What to work on. Select lines where the word "this" appears.

Record set.
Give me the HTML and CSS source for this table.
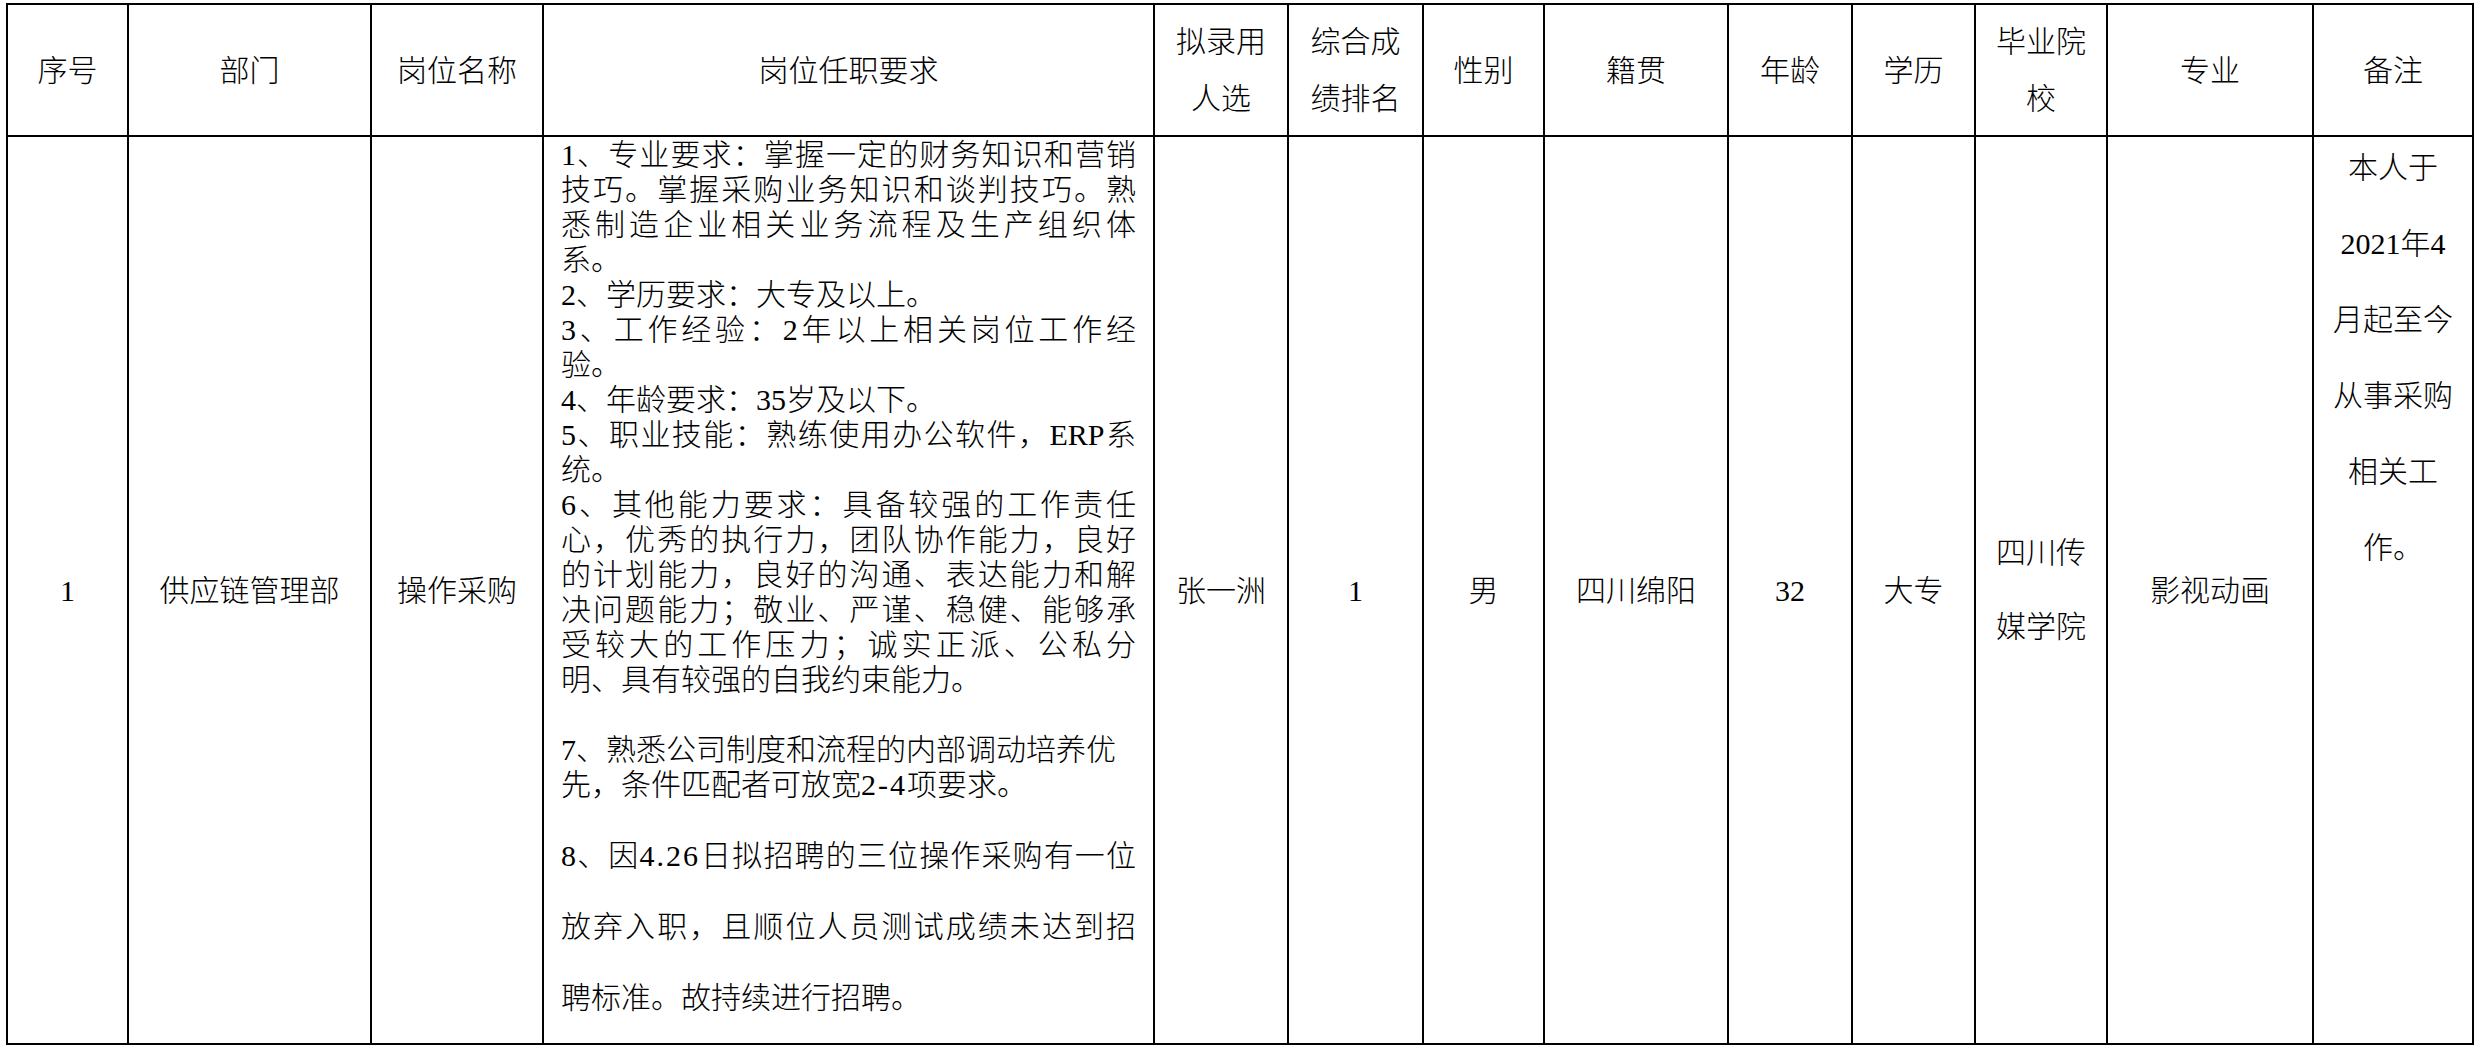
FILE: index.html
```html
<!DOCTYPE html>
<html lang="zh-CN">
<head>
<meta charset="utf-8">
<title>岗位任职要求</title>
<link rel="stylesheet" href="styles.css">
</head>
<body>
<table class="sheet">
  <colgroup>
    <col class="w-seq"><col class="w-dept"><col class="w-post"><col class="w-req"><col class="w-cand"><col class="w-rank"><col class="w-sex"><col class="w-home"><col class="w-age"><col class="w-edu"><col class="w-school"><col class="w-major"><col class="w-note">
  </colgroup>
  <thead>
    <tr class="head">
      <th>序号</th>
      <th>部门</th>
      <th>岗位名称</th>
      <th>岗位任职要求</th>
      <th class="two">拟录用<br>人选</th>
      <th class="two">综合成<br>绩排名</th>
      <th>性别</th>
      <th>籍贯</th>
      <th>年龄</th>
      <th>学历</th>
      <th class="two">毕业院<br>校</th>
      <th>专业</th>
      <th>备注</th>
    </tr>
  </thead>
  <tbody>
    <tr class="row">
      <td><span class="num">1</span></td>
      <td>供应链管理部</td>
      <td>操作采购</td>
      <td class="req">
        <div class="ln j"><span class="num">1</span>、专业要求：掌握一定的财务知识和营销</div>
        <div class="ln j">技巧。掌握采购业务知识和谈判技巧。熟</div>
        <div class="ln j">悉制造企业相关业务流程及生产组织体</div>
        <div class="ln">系。</div>
        <div class="ln"><span class="num">2</span>、学历要求：大专及以上。</div>
        <div class="ln j"><span class="num">3</span>、工作经验：<span class="num">2</span>年以上相关岗位工作经</div>
        <div class="ln">验。</div>
        <div class="ln"><span class="num">4</span>、年龄要求：<span class="num">35</span>岁及以下。</div>
        <div class="ln j"><span class="num">5</span>、职业技能：熟练使用办公软件，<span class="num">ERP</span>系</div>
        <div class="ln">统。</div>
        <div class="ln j"><span class="num">6</span>、其他能力要求：具备较强的工作责任</div>
        <div class="ln j">心，优秀的执行力，团队协作能力，良好</div>
        <div class="ln j">的计划能力，良好的沟通、表达能力和解</div>
        <div class="ln j">决问题能力；敬业、严谨、稳健、能够承</div>
        <div class="ln j">受较大的工作压力；诚实正派、公私分</div>
        <div class="ln">明、具有较强的自我约束能力。</div>
        <div class="item7">
          <div class="ln"><span class="num">7</span>、熟悉公司制度和流程的内部调动培养优</div>
          <div class="ln">先，条件匹配者可放宽<span class="num mono">2-4</span>项要求。</div>
        </div>
        <div class="item8">
          <div class="ln j"><span class="num">8</span>、因<span class="num mono">4.26</span>日拟招聘的三位操作采购有一位</div>
          <div class="ln j">放弃入职，且顺位人员测试成绩未达到招</div>
          <div class="ln">聘标准。故持续进行招聘。</div>
        </div>
      </td>
      <td>张一洲</td>
      <td><span class="num">1</span></td>
      <td>男</td>
      <td>四川绵阳</td>
      <td><span class="num">32</span></td>
      <td>大专</td>
      <td class="wide2">四川传<br>媒学院</td>
      <td>影视动画</td>
      <td class="note"><div class="note-text">本人于<br><span class="num">2021</span>年<span class="num">4</span><br>月起至今<br>从事采购<br>相关工<br>作。</div></td>
    </tr>
  </tbody>
</table>
</body>
</html>
```

FILE: styles.css
```css
html, body {
  background: #ffffff;
}
body {
  margin: 3px 0 0 6px;
  font-family: "Liberation Serif", "Noto Sans CJK SC", serif;
  font-size: 30px;
  font-weight: 300;
  color: #000000;
}
.sheet {
  border-collapse: collapse;
  table-layout: fixed;
  width: 2468px;
}
.w-seq { width: 121px; }
.w-dept { width: 243px; }
.w-post { width: 172px; }
.w-req { width: 611px; }
.w-cand { width: 134px; }
.w-rank { width: 135px; }
.w-sex { width: 121px; }
.w-home { width: 184px; }
.w-age { width: 124px; }
.w-edu { width: 123px; }
.w-school { width: 132px; }
.w-major { width: 206px; }
.w-note { width: 160px; }

.sheet th,
.sheet td {
  border: 2px solid #000000;
  padding: 0;
  text-align: center;
  vertical-align: middle;
  font-weight: 300;
  line-height: 35px;
  white-space: nowrap;
}
.num {
  font-weight: 400;
}
.mono {
  letter-spacing: 2px;
}
.head th {
  height: 130px;
}
.head th.two {
  line-height: 57px;
}
.row td {
  height: 906px;
}
.row td.wide2 {
  line-height: 74px;
}
.row td.note {
  vertical-align: top;
  padding-top: 0;
  line-height: 76px;
}
.note-text {
  margin-top: -7px;
}
.row td.req {
  vertical-align: top;
  text-align: left;
  padding: 0 17px 0 17px;
}
.ln {
  line-height: 35px;
  white-space: nowrap;
}
.ln.j {
  white-space: normal;
  text-align: justify;
  text-align-last: justify;
}
.item7 {
  margin-top: 35px;
}
.item8 {
  margin-top: 18px;
}
.item8 .ln {
  line-height: 71px;
}
```
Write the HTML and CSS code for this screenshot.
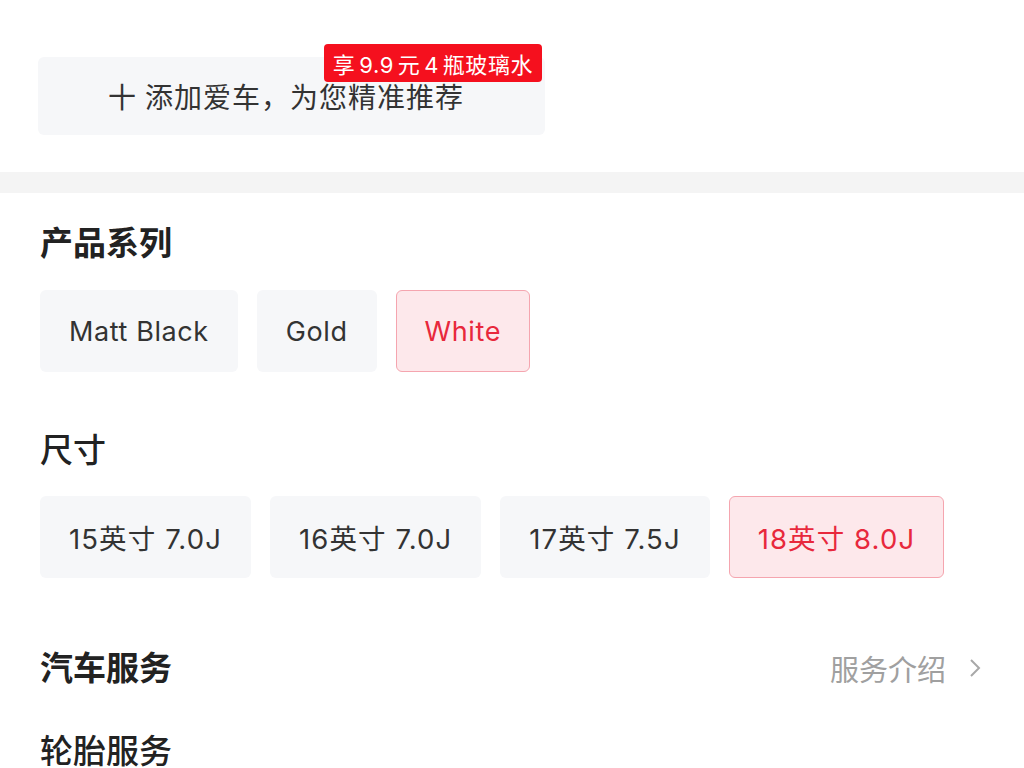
FILE: index.html
```html
<!DOCTYPE html>
<html lang="zh-CN">
<head>
<meta charset="utf-8">
<title>产品选择</title>
<link rel="stylesheet" href="styles.css">
</head>
<body>
<div class="top">
  <div class="add-car">
    <span class="plus">十</span><span class="add-text">添加爱车，为您精准推荐</span>
    <span class="badge">享 9.9 元 4 瓶玻璃水</span>
  </div>
</div>
<div class="sep"></div>
<div class="content">
  <h2 class="heading bold">产品系列</h2>
  <div class="chips">
    <div class="chip">Matt Black</div>
    <div class="chip">Gold</div>
    <div class="chip active">White</div>
  </div>
  <h2 class="heading h-size">尺寸</h2>
  <div class="chips">
    <div class="chip">15英寸 7.0J</div>
    <div class="chip">16英寸 7.0J</div>
    <div class="chip">17英寸 7.5J</div>
    <div class="chip active">18英寸 8.0J</div>
  </div>
  <div class="row-head">
    <h2 class="heading bold">汽车服务</h2>
    <div class="more">服务介绍<svg class="chev" width="14" height="20" viewBox="0 0 14 20"><path d="M3 2 L11 10 L3 18" fill="none" stroke="#a8a8a8" stroke-width="2"/></svg></div>
  </div>
  <h2 class="heading h-tire">轮胎服务</h2>
</div>
</body>
</html>
```
FILE: styles.css
```css
* { box-sizing: border-box; }
body {
  margin: 0;
  background: #fff;
  font-family: "Inter", "Noto Sans CJK SC", sans-serif;
  color: #333;
  overflow: hidden;
}
.top {
  padding: 57px 0 37px 38px;
}
.add-car {
  position: relative;
  width: 507px;
  height: 78px;
  background: #f6f7f9;
  border-radius: 6px;
  display: flex;
  align-items: center;
  padding-left: 70px;
  font-size: 28px;
  letter-spacing: 1px;
  color: #333;
}
.plus { margin-right: 8px; }
.badge {
  position: absolute;
  left: 286px;
  top: -13px;
  width: 218px;
  height: 38px;
  background: #f5101e;
  color: #fff;
  font-size: 22px;
  letter-spacing: 0.6px;
  word-spacing: -3px;
  border-radius: 4px;
  display: flex;
  align-items: center;
  justify-content: center;
}
.sep {
  height: 21px;
  background: #f4f4f4;
}
.content {
  padding: 28px 40px 0 40px;
}
.heading {
  margin: 0;
  font-size: 33px;
  line-height: 40px;
  font-weight: 500;
  color: #222;
}
.heading.bold { font-weight: 700; }
.content > .heading:first-child { margin-top: 2px; margin-bottom: 2px; }
.chips {
  display: flex;
  gap: 19px;
  margin-top: 27px;
}
.chip {
  height: 82px;
  padding: 0 28px;
  display: flex;
  align-items: center;
  background: #f6f7f9;
  border-radius: 6px;
  font-size: 27px;
  letter-spacing: 0.6px;
  color: #333;
  border: 1.5px solid transparent;
}
.chip.active {
  background: #fde8eb;
  border-color: #f5a5af;
  color: #e8283c;
}
.h-size { margin-top: 58px; }
.h-size + .chips { margin-top: 26px; }
.h-size + .chips .chip { font-size: 27.5px; letter-spacing: 1.1px; }
.row-head {
  margin-top: 68px;
  display: flex;
  align-items: center;
  justify-content: space-between;
}
.row-head .heading { line-height: 44px; }
.more {
  display: flex;
  align-items: center;
  font-size: 29px;
  color: #a0a0a0;
  margin-right: 2px;
}
.chev { margin-left: 22px; }
.h-tire { margin-top: 44px; line-height: 34px; }
```
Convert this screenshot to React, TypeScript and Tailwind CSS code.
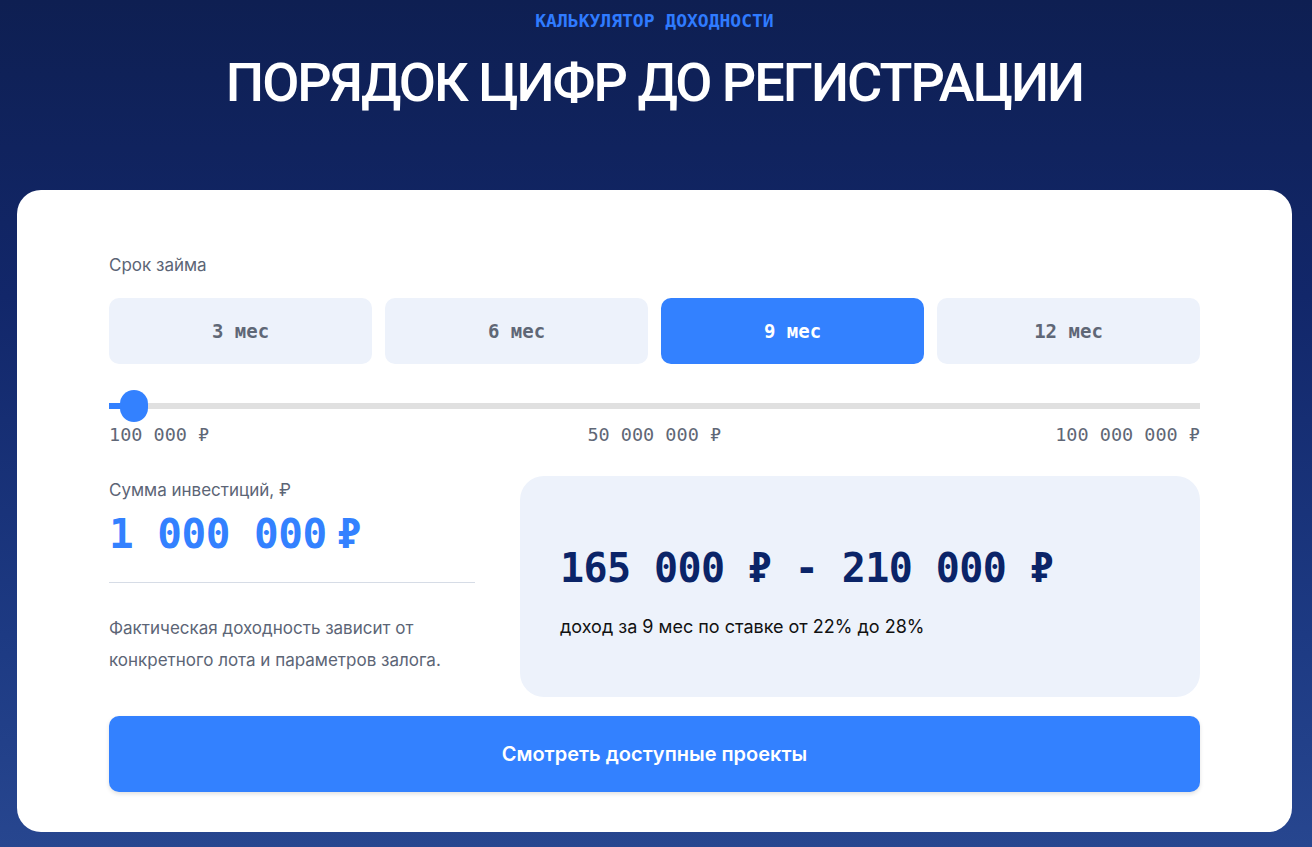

The answer.
Give me the HTML and CSS source for this table.
Write the HTML and CSS code for this screenshot.
Convert this screenshot to React, TypeScript and Tailwind CSS code.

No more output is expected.